Growing Physical Vulnerabilities In The Workplace
Ransomware must be deployed within a company’s systems to work. Attackers can use various means to gain access to systems, from directly targeting insecure networks and computers to exploiting previously undiscovered digital vulnerabilities. The number of potential avenues of attack is growing all the time. The wide-ranging devices which make up the Internet of Things (IoT), for example, are likely to number over 22 billion by 2024, each of them a tiny network-connected computer.
The trend towards commonplace remote and hybrid working also highlights new vulnerabilities for more traditional computer hardware, as employees use insecure home networks or even public Wi-Fi in places like coffee shops.
The distributed workforce means VPNs are a target. Working in public places means criminals can discover passwords by simply watching a user type them in. A single lost or unattended laptop could be enough for a hacker to gain the credentials to launch an attack. The inevitable growth of technology means those wishing to utilise brute force to deploy ransomware within a network have stronger tools available to them, backed by higher processing power. Protecting one’s data with encrypted, air-gapped backups nullifies any potential impact that any of these attack vectors could hold; there is no brute force method which can come close to breaking AES 256-bit hardware encryption.

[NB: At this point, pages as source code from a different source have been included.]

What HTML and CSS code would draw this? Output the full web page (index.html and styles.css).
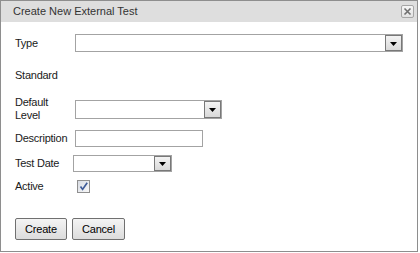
FILE: index.html
```html
<!DOCTYPE html>
<html>
<head>
<meta charset="utf-8">
<link rel="stylesheet" href="styles.css">
</head>
<body>
<div class="dialog">
  <div class="titlebar">
    <span class="title">Create New External Test</span>
    <span class="close" title="Close">
      <svg width="11" height="11" viewBox="0 0 11 11"><path d="M2.5 2.5 L8.5 8.5 M8.5 2.5 L2.5 8.5" stroke="#6f6f6f" stroke-width="1.6" fill="none"/></svg>
    </span>
  </div>
  <div class="content">
    <div class="form">
      <div class="label">Type</div>
      <div class="cell"><div class="select sel-type"><span class="value"></span><span class="drop"><svg width="7" height="4" viewBox="0 0 7 4"><path d="M0 0 H7 L3.5 4 Z" fill="#000"/></svg></span></div></div>

      <div class="label">Standard</div>
      <div class="cell"></div>

      <div class="label two">Default Level</div>
      <div class="cell"><div class="select sel-level"><span class="value"></span><span class="drop"><svg width="7" height="4" viewBox="0 0 7 4"><path d="M0 0 H7 L3.5 4 Z" fill="#000"/></svg></span></div></div>

      <div class="label">Description</div>
      <div class="cell"><input class="text" type="text"></div>

      <div class="label">Test Date</div>
      <div class="cell"><div class="select sel-date"><span class="value"></span><span class="drop"><svg width="7" height="4" viewBox="0 0 7 4"><path d="M0 0 H7 L3.5 4 Z" fill="#000"/></svg></span></div></div>

      <div class="label">Active</div>
      <div class="cell"><span class="check"><svg width="11" height="11" viewBox="0 0 11 11"><path d="M2.5 5.5 L4.6 8.4 L9.2 1.8" stroke="#3e5b98" stroke-width="1.7" fill="none"/></svg></span></div>
    </div>
    <div class="buttons">
      <button class="btn btn-create">Create</button>
      <button class="btn btn-cancel">Cancel</button>
    </div>
  </div>
</div>
</body>
</html>
```

FILE: styles.css
```css
html, body {
  margin: 0;
  padding: 0;
  background: #ffffff;
}
body {
  font-family: "Liberation Sans", Arial, sans-serif;
  font-size: 11px;
  color: #1a1a1a;
}
.dialog {
  box-sizing: border-box;
  width: 418px;
  height: 252px;
  border: 1px solid #8e8e8e;
  background: #ffffff;
  display: flex;
  flex-direction: column;
}
.titlebar {
  height: 21px;
  background: #dedede;
  display: flex;
  align-items: center;
  justify-content: space-between;
  padding: 0 3px 1px 12px;
  box-sizing: border-box;
}
.title {
  color: #333333;
  font-size: 11px;
}
.close {
  box-sizing: border-box;
  width: 13px;
  height: 13px;
  border: 1px solid #a6a6a6;
  border-radius: 2px;
  background: linear-gradient(#f6f6f6, #e2e2e2);
  display: flex;
  align-items: center;
  justify-content: center;
}
.close svg { display: block; }
.content {
  padding: 9px 0 0 14px;
}
.form {
  display: grid;
  grid-template-columns: 58px 1fr;
  grid-template-rows: 24px 40px 28px 30px 20px 26px;
  align-items: center;
}
.label {
  letter-spacing: -0.25px;
  white-space: nowrap;
}
.label.two {
  white-space: normal;
  width: 50px;
  line-height: 13px;
}
.cell {
  display: flex;
  align-items: center;
}
.select {
  box-sizing: border-box;
  display: flex;
  border: 1px solid #a3a3a3;
  background: #ffffff;
}
.select .value { flex: 1; }
.select .drop {
  box-sizing: border-box;
  width: 17px;
  border: 1px solid #787878;
  background: linear-gradient(#f3f3f3, #d9d9d9);
  display: flex;
  align-items: center;
  justify-content: center;
  padding-top: 1px;
}
.select .drop svg { display: block; }
.sel-type {
  margin-left: 2px;
  width: 328px;
  height: 18px;
}
.sel-level {
  margin-left: 2px;
  width: 147px;
  height: 19px;
}
.sel-date {
  margin-left: 0;
  width: 99px;
  height: 17px;
}
.text {
  box-sizing: border-box;
  margin: 0 0 0 2px;
  width: 128px;
  height: 17px;
  border: 1px solid #a3a3a3;
  padding: 0 2px;
  font: inherit;
  outline: none;
}
.check {
  box-sizing: border-box;
  margin-left: 4px;
  width: 13px;
  height: 13px;
  border: 1px solid #8f8f8f;
  background: linear-gradient(135deg, #d8dce4, #f8f8f8);
  display: flex;
  align-items: center;
  justify-content: center;
}
.check svg { display: block; }
.buttons {
  display: flex;
  gap: 5px;
  margin-top: 19px;
  padding-left: 0;
}
.btn {
  box-sizing: border-box;
  height: 22px;
  margin: 0;
  padding: 0;
  border: 1px solid #707070;
  border-radius: 2px;
  background: linear-gradient(#f4f4f4, #dcdcdc);
  font-family: "Liberation Sans", Arial, sans-serif;
  font-size: 11px;
  color: #000000;
  letter-spacing: -0.2px;
}
.btn-create { width: 52px; }
.btn-cancel { width: 53px; }
```
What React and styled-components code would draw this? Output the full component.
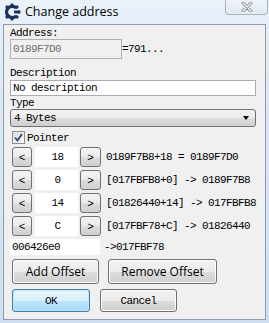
import styled, { createGlobalStyle } from "styled-components";

const GlobalStyle = createGlobalStyle`
  html, body { margin: 0; padding: 0; background: #c9dbee; }
`;

const mono = `"Liberation Mono", "DejaVu Sans Mono", monospace`;
const sans = `"Open Sans", "Noto Sans", sans-serif`;

const offsets = [
  { value: "18", text: "0189F7B8+18 = 0189F7D0" },
  { value: "0", text: "[017FBFB8+0] -> 0189F7B8" },
  { value: "14", text: "[01826440+14] -> 017FBFB8" },
  { value: "C", text: "[017FBF78+C] -> 01826440" },
];

const Window = styled.div`
  width: 269px;
  height: 323px;
  display: flex;
  flex-direction: column;
  background: linear-gradient(180deg, #e9f1f9 0%, #dce8f4 30%, #cfe0f0 100%);
  box-sizing: border-box;
`;

const TitleBar = styled.div`
  height: 24px;
  display: flex;
  align-items: flex-start;
  flex-shrink: 0;
`;

const AppIcon = styled.svg`
  width: 18px;
  height: 18px;
  margin: 3px 0 0 3px;
`;

const Title = styled.span`
  font-family: ${sans};
  font-size: 12.5px;
  color: #000;
  margin: 3px 0 0 4px;
  line-height: 17px;
`;

const CloseButton = styled.div`
  margin-left: auto;
  margin-right: 1px;
  width: 43px;
  height: 15px;
  box-sizing: border-box;
  border: 1px solid #a9b5c2;
  border-top: none;
  border-radius: 0 0 4px 4px;
  background: linear-gradient(180deg, #eef3f8 0%, #e2e9f1 100%);
  display: flex;
  align-items: center;
  justify-content: center;
`;

const Client = styled.div`
  flex: 1;
  margin: 0 3px 3px 3px;
  background: #f0f0f0;
  border: 1px solid #8e9bab;
  padding: 1px 0 0 6px;
  display: flex;
  flex-direction: column;
`;

const Label = styled.div`
  font-family: ${mono};
  font-size: 11px;
  letter-spacing: -0.6px;
  line-height: 12px;
  height: 12px;
  color: #000;
  margin-top: ${(p) => p.$top || 0}px;
`;

const Row = styled.div`
  display: flex;
  align-items: center;
  margin-top: ${(p) => p.$top || 0}px;
  margin-left: ${(p) => p.$indent || 0}px;
  gap: ${(p) => p.$gap || 0}px;
`;

const Edit = styled.div`
  box-sizing: border-box;
  width: ${(p) => p.$w}px;
  height: ${(p) => p.$h}px;
  border: 1px solid ${(p) => (p.$disabled ? "#adb2b5" : "#abadb3")};
  background: ${(p) => (p.$disabled ? "#f0f0f0" : "#fff")};
  color: ${(p) => (p.$disabled ? "#6d6d6d" : "#000")};
  font-family: ${mono};
  font-size: 11px;
  letter-spacing: -0.6px;
  padding-left: 2px;
  display: flex;
  align-items: center;
  justify-content: ${(p) => (p.$center ? "center" : "flex-start")};
`;

const Combo = styled.div`
  box-sizing: border-box;
  width: 246px;
  height: 18px;
  border: 1px solid #707070;
  border-radius: 3px;
  background: linear-gradient(180deg, #f2f2f2 0%, #ebebeb 50%, #dddddd 51%, #cfcfcf 100%);
  font-family: ${mono};
  font-size: 11px;
  letter-spacing: -0.6px;
  padding: 0 6px 0 3px;
  display: flex;
  align-items: center;
  justify-content: space-between;
`;

const Arrow = styled.span`
  width: 0;
  height: 0;
  border-left: 3.5px solid transparent;
  border-right: 3.5px solid transparent;
  border-top: 4px solid #000;
`;

const CheckBox = styled.span`
  box-sizing: border-box;
  width: 13px;
  height: 13px;
  border: 1px solid #8f8f8f;
  background: linear-gradient(135deg, #dcdcdc 0%, #fbfbfb 100%);
  display: flex;
  align-items: center;
  justify-content: center;
`;

const SmallButton = styled.div`
  box-sizing: border-box;
  width: ${(p) => p.$w || 20}px;
  height: 20px;
  border: 1px solid #707070;
  border-radius: 3px;
  background: linear-gradient(180deg, #f2f2f2 0%, #ebebeb 50%, #dddddd 51%, #cfcfcf 100%);
  font-family: ${mono};
  font-size: 11px;
  display: flex;
  align-items: flex-end;
  justify-content: center;
  padding-bottom: 2px;
`;

const Expr = styled.span`
  font-family: ${mono};
  font-size: 11px;
  letter-spacing: -0.6px;
  margin-left: ${(p) => p.$left || 0}px;
  white-space: nowrap;
`;

const Button = styled.div`
  box-sizing: border-box;
  width: ${(p) => p.$w}px;
  height: ${(p) => p.$h}px;
  border: 1px solid ${(p) => (p.$default ? "#3c7fb1" : "#707070")};
  border-radius: 3px;
  background: ${(p) =>
    p.$default
      ? "linear-gradient(180deg, #eaf6fd 0%, #d9f0fc 50%, #bee6fd 51%, #a7d9f5 100%)"
      : "linear-gradient(180deg, #f2f2f2 0%, #ebebeb 50%, #dddddd 51%, #cfcfcf 100%)"};
  box-shadow: inset 0 0 0 1px ${(p) => (p.$default ? "#c4e5f6" : "#fcfcfc")};
  font-family: ${(p) => (p.$mono ? mono : sans)};
  font-size: ${(p) => (p.$mono ? "11px" : "12px")};
  letter-spacing: ${(p) => (p.$mono ? "-0.6px" : "0")};
  color: #000;
  display: flex;
  align-items: center;
  justify-content: center;
`;

function Logo() {
  const teeth = [45, 90, 135, 180, 225, 270, 315];
  return (
    <AppIcon viewBox="0 0 18 18">
      <path
        d="M13.2 5.2 A5.6 5.6 0 1 0 13.2 12.8"
        fill="none"
        stroke="#1d2f5c"
        strokeWidth="3.2"
      />
      {teeth.map((a) => (
        <rect
          key={a}
          x="7.6"
          y="0.6"
          width="2.8"
          height="3"
          fill="#1d2f5c"
          transform={`rotate(${a - 90} 9 9)`}
        />
      ))}
      <rect x="11" y="7.6" width="6" height="2.8" fill="#1d2f5c" />
    </AppIcon>
  );
}

export default function App() {
  return (
    <>
      <GlobalStyle />
      <Window>
        <TitleBar>
          <Logo />
          <Title>Change address</Title>
          <CloseButton>
            <svg width="12" height="10" viewBox="0 0 12 10">
              <path d="M2 1 L10 9 M10 1 L2 9" stroke="#7a8491" strokeWidth="3" strokeLinecap="round" />
              <path d="M2 1 L10 9 M10 1 L2 9" stroke="#fff" strokeWidth="1.2" strokeLinecap="round" />
            </svg>
          </CloseButton>
        </TitleBar>
        <Client>
          <Label $top={1}>Address:</Label>
          <Row $top={0}>
            <Edit $w={112} $h={20} $disabled>0189F7D0</Edit>
            <Expr $left={0}>=791...</Expr>
          </Row>
          <Label $top={8}>Description</Label>
          <Edit $w={246} $h={16} style={{ marginTop: 1 }}>No description</Edit>
          <Label $top={1}>Type</Label>
          <Combo>
            4 Bytes
            <Arrow />
          </Combo>
          <Row $top={4} $indent={2} $gap={2}>
            <CheckBox>
              <svg width="9" height="9" viewBox="0 0 9 9">
                <path d="M1 4.5 L3.5 7.5 L8 1" fill="none" stroke="#2a4a7a" strokeWidth="1.8" />
              </svg>
            </CheckBox>
            <Expr>Pointer</Expr>
          </Row>
          {offsets.map((o, i) => (
            <Row key={i} $top={i === 0 ? 3 : 3} $indent={2}>
              <SmallButton>&lt;</SmallButton>
              <Edit $w={43} $h={20} $center style={{ border: "none", marginLeft: 3 }}>
                {o.value}
              </Edit>
              <SmallButton $w={21} style={{ marginLeft: 2 }}>&gt;</SmallButton>
              <Expr $left={5}>{o.text}</Expr>
            </Row>
          ))}
          <Row $top={3}>
            <Edit $w={90} $h={16} style={{ border: "none" }}>006426e0</Edit>
            <Expr $left={4}>-&gt;017FBF78</Expr>
          </Row>
          <Row $top={4} $indent={2} $gap={9}>
            <Button $w={87} $h={25}>Add Offset</Button>
            <Button $w={109} $h={25}>Remove Offset</Button>
          </Row>
          <Row $top={5} $indent={2} $gap={10}>
            <Button $w={78} $h={23} $default $mono>OK</Button>
            <Button $w={77} $h={23} $mono>Cancel</Button>
          </Row>
        </Client>
      </Window>
    </>
  );
}
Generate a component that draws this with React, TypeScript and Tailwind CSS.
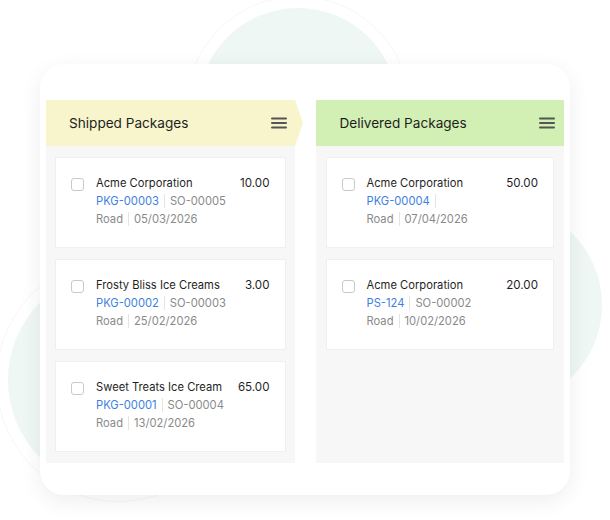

Using Confidence Tricks To Shatter Security
Often, ransomware attackers attempt to gain access to networks with more simplistic methods like phishing. Spoof emails are surprisingly effective: two in three users open phishing emails, a third will click the links or attachments within, and half of those will enter details into fake login screens. Their potential success rate means the use of phishing emails is growing, too. In Q1 this year, malicious emails made up a quarter of all email messages, an all-time high .
Phishing works so well because phishers have mastered social engineering confidence tricks and employ meticulous research and Artificial Intelligence (AI) tools to make their emails seem authentic. In addition to broad email campaigns, they research and target specific individuals with more valuable access credentials. Phishers also use AI to replicate the writing style of powerful employees in order to make their emails appear more authentic - a process known as spear phishing. Reports suggest that newer AI-generated phishing emails can convince users to click through and fill in a form up to 80% of the time .
Bypassing the ingenuity and methodology of those wishing to deploy ransomware - whatever their method - requires consistently vigilant behaviour, and a Zero Trust approach.
Zero Trust is a framework which offers no implicit trust to any entity which interacts with your organisation. Under Zero Trust, every device, user, platform, tool, or vendor must clearly demonstrate its security credentials. It is an essential component of digital hygiene, and, if properly understood by all employees, is the best way to minimise the possibility of a ransomware attack. In some cases, though, hackers with insider knowledge may find a way to infiltrate a network regardless of an organisation’s policies. So, any cyber resilience plan must be joined by a matching IT infrastructure.
Encryption & Backups - The Two-Pronged Solution To Ransomware
As creative as one’s network policies may be, there is no other option: organisations must implement consistent encryption and a strong backup policy in order to protect their data. In the case of a ransomware attack, the presence of a backup accelerates the speed of any recovery efforts and potentially avoids an expensive and embarrassing payout. An air-gapped backup, one stored on an external device not attached to the network, cannot be affected by ransomware.
Backups should, therefore, be kept in triplicate online, offline, and off-site - a strategy known as the 3-2-1 rule, which ensures there is always a backup available in the case of physical or digital disaster.
Add encryption, and you introduce an extra layer of security to your backups. In the unfortunate event that an external drive is lost or stolen, encryption makes its contents functionally useless to those without the key, minimising the possibility of a damaging data breach. Hardware encryption helps to streamline and foolproof this process by encrypting and decrypting data automatically without needing to install special software.
The correct hardware backup and encryption solution removes a large amount of business vulnerability, and a lot of worry. Employees no longer need to be concerned with awkward software, or even whether they are doing the right thing – hardware encryption is secure by default. Physical and logical separation between encryption keys and the data they protect renders hacking attacks useless. And with a solid plan in place for recovery, ransomware will end up little more than a temporary inconvenience.